On Thursday evenings families gather on their doorsteps, driveways and balconies and wait. Then, at precisely 8.00 pm the quiet, lockdown-muffled, streets erupt with the sound of applause, drums, fireworks, and the clash of pots and pans.

‘Clap for Carers’ was started in the UK by Annemarie Plas, a Dutch woman living in South London, when she took to social media to encourage her friends to emulate similar displays seen in the Netherlands, Spain and France. It soon went viral, and three weeks after Boris Johnson told the nation they must stay home, households have seized the opportunity to break the monotony. Clap for Carers has now become an almost ritualistic display of appreciation and gratitude for the continued efforts of our NHS workers in tackling the pandemic.

However, there’s something about the whole spectacle that makes me grimace.

Before the word coronavirus became part of the world’s lexicon, the NHS had been fighting a lonely battle against the Government. Starting in 2010 with George Osborne’s austerity measures the NHS saw a dramatic slow-down in funding and a real-terms budget cut, it had to dig deep to shield patients from the financial impact of the cuts, at the cost of frontline workers who bore the brunt through working harder and longer shifts.

In 2016, then Health Secretary, Jeremy Hunt appeared to recognise the plight of the NHS: “Without its people, the NHS is just empty buildings… Fill it full of NHS staff, you’ve got something really special.”

He acknowledged the extraordinary work done by the NHS and its people, and for a moment there was hope that the NHS had finally won the battle, that this recognition of the commitment and dedication shown by staff would be rewarded. Mr Hunt then went on to announce that he’d be scrapping student nurse bursaries and introducing tuition fees.

The consequence was 900 fewer applications to study nursing as the country was facing a shortfall of 25,000 nurses. And it wasn’t just nurses who were subjected to this Annie Wilkes approach to appreciation, junior doctors were subjected to a 40% pay cut which resulted in industrial strike action from the BMA. The NHS had 6,000 unfilled doctor and GP positions at the time.

To compound the issue further, this happened around the time the UK had voted to leave the EU. EU/EEA nationals account for over 9% of the doctors and 6% of the nurses working within the NHS, respectively, let alone the almost 70,000 EU nationals working in adult social care –  that’s nearly 200,000 doctors, nurses and carers who’s future was, and still is, now uncertain.

The NHS has been battling on several fronts, for many years, against many governments, against many issues and against all odds – but now it faces a new threat, an unseen and lethal enemy, with the potential to decimate our health service.

Right now, they’re facing an impossible task which they are completely unprepared and unequipped for.

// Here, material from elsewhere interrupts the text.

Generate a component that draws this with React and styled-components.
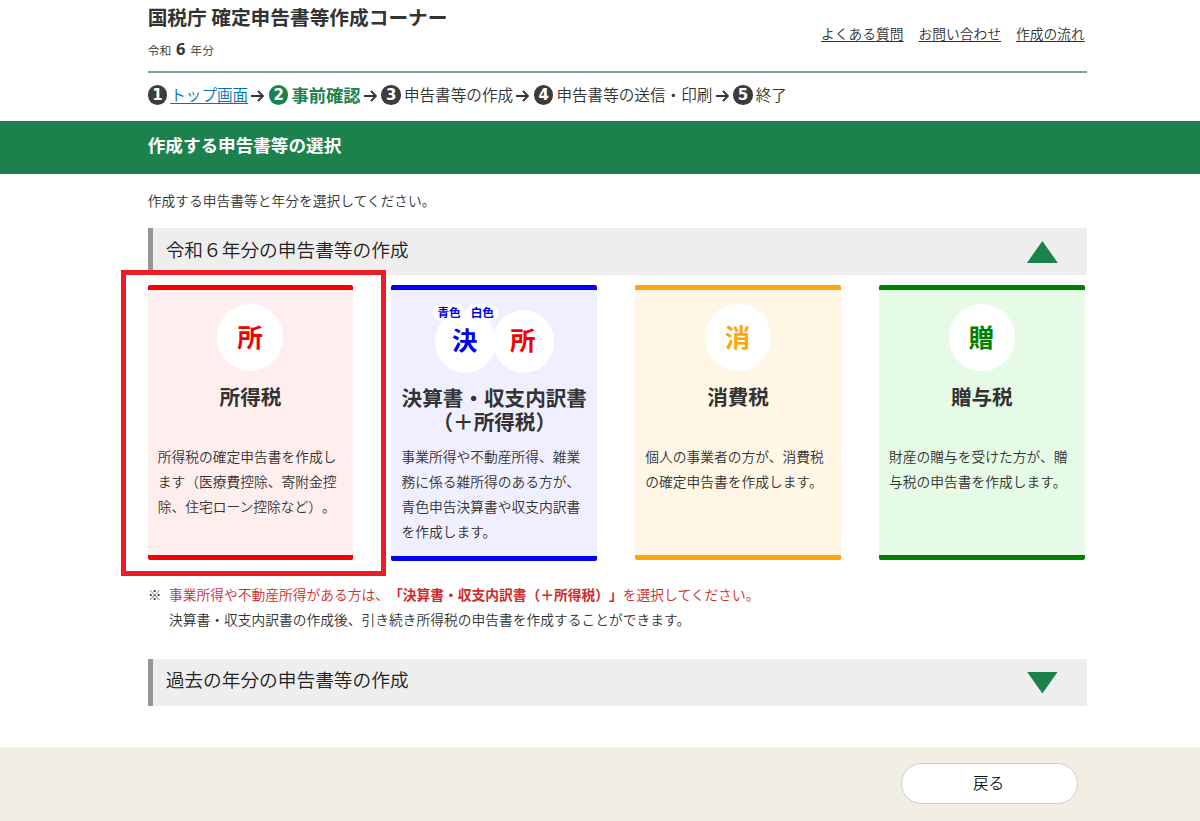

In 2016, due to mounting concern that a pandemic would be the greatest threat likely to face the UK, the Government staged a nationwide pandemic preparedness drill codenamed Exercise Cygnus based on a fictional outbreak of ‘swan flu’.

The conclusions gathered from that exercise have never been released publicly, but local authorities who took part in the drill have noted that PPE supplies were an area of concern. It’s also worth mentioning that according to DHSC accounts, the value of the UK’s emergency stockpile (consisting of PPE, including respirator masks, gloves and aprons) had fallen by more than £200m between 2016 – 2019.

And now we’re witnessing the heart-breaking ramifications of those decisions.

It’s tragic that the true value of the NHS, if there was any doubt, only comes to the fore at the hour of our need, but it’s nothing new for the workers on the frontline. They have always been here, doing the extraordinary every day, and whilst the loss of life within the NHS is painful to bear we must try to keep in mind that the loss of life without the NHS would be unfathomable.

More needs to be done to ensure that the actions and gratitude displayed within the community marry up with the actions and decisions made in Whitehall; because when this fight is won, it will be hard-won by the brave and steadfast people of the NHS, and we will look to them when it’s time to nurse this nation and the community back to health.

I hope by then, that they will have earned much more than a standing ovation.